EmcienScan’s drag and drop capability isn’t technologically difficult, but it’s important to point out exactly why the drag and drop feature is so unique.
The reason we’re excited about EmcienScan, and in part the drag and drop feature, is that you can go straight to the UCI Machine Learning Library, Kaggle.com, or anywhere else you find open data, download large files, drag them to EmcienScan, and get real and valuable insights as fast you can download the data.
What makes EmcienScan the most advanced data discovery tool available is its flexibility. Before EmcienScan, data discovery meant extensive data cleansing, eyeballing the data with Excel or a text tool, etc. There was no easy way to quickly discover information about a new data set. Instead, analysts and data scientists are famously spending as much as 80% of their time cleansing data, rather than gaining insights from it.
EmcienScan lets analysts cut out a lot of that tedious data cleansing by identifying the predictive relationships in even particularly dirty data, identifying the portion that contains value. Scan transforms the discovery process, moving discovery before cleansing and avoiding all of the time taken cleansing data that isn’t relevant to the outcome of interest.
For a quick demonstration, I can go to kaggle.com and download a data set. The public education dataset is a good example because it has so many columns. In this case, Kaggle has created a mashup of student debt and college performance data.
Download the data, find the 1.3 gig .CSV file and drag it to the Scan box. After a few minutes Scan will alert you to the completed job.
At first glance, predictability doesn’t look great:
Click on the Scan and you’ll get a deeper view. Immediately, the scan has identified 62% of the columns in our data as disconnected. In this case we (Kaggle) have collected a lot of data that isn’t likely to help us much.
But for this data set we already have a specific objective: to understand more about veteran students. Inside of the Predictable Columns section we can see that the column “veteran” is highly predictable. This is a great indicator because we’re likely to be able to successfully analyze veterans’ success without cleansing and prepping the entire data set.

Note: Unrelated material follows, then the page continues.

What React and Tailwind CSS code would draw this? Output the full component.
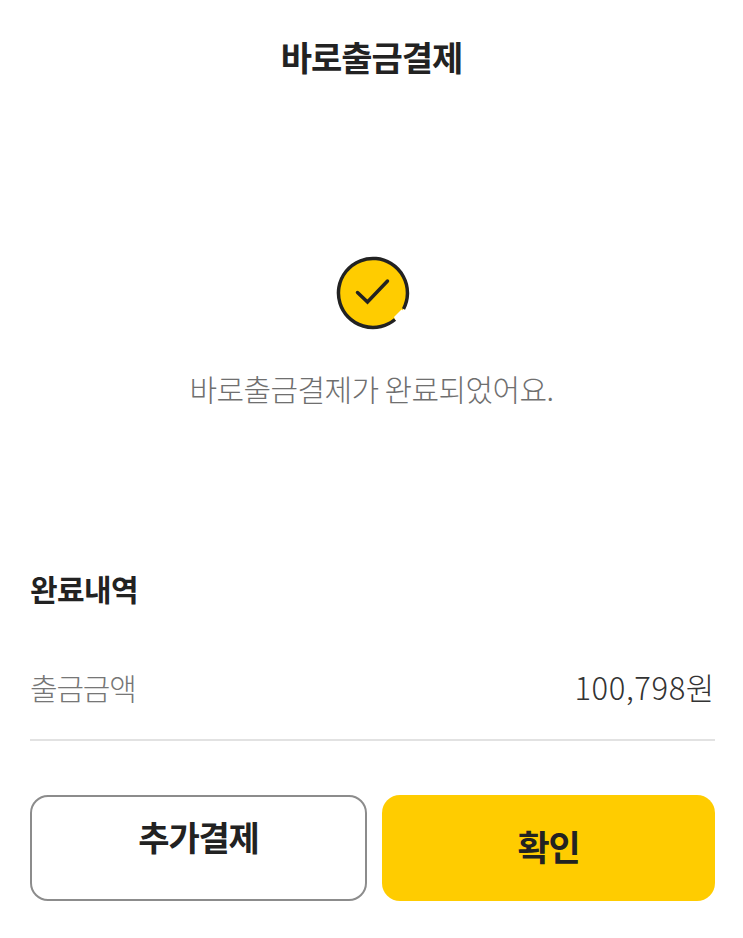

Clicking the Column shows us, in order of predictive strength, every column that relates to our “veteran” category.
Without any data querying or data science skills we’ve narrowed down a data set over 1,000 columns to the 411 columns that relate to veteran students, all in about five minutes.
Have something to share on data discovery or have your own preferred method? Let us know.
EmcienScan can also connect directly to a long list of data sources for automatic and recurring data scans. We’ll follow up with more detail, but for now this is best summed up by Adrian Lane, Security Strategist at Securosis:
“When you have a production database schema with 40,000 tables, most of which are undocumented by the developers who created them, finding information within a single database is cumbersome. Now multiply that problem across financial, HR, business processing, testing, and decision support databases—and you have a big mess.”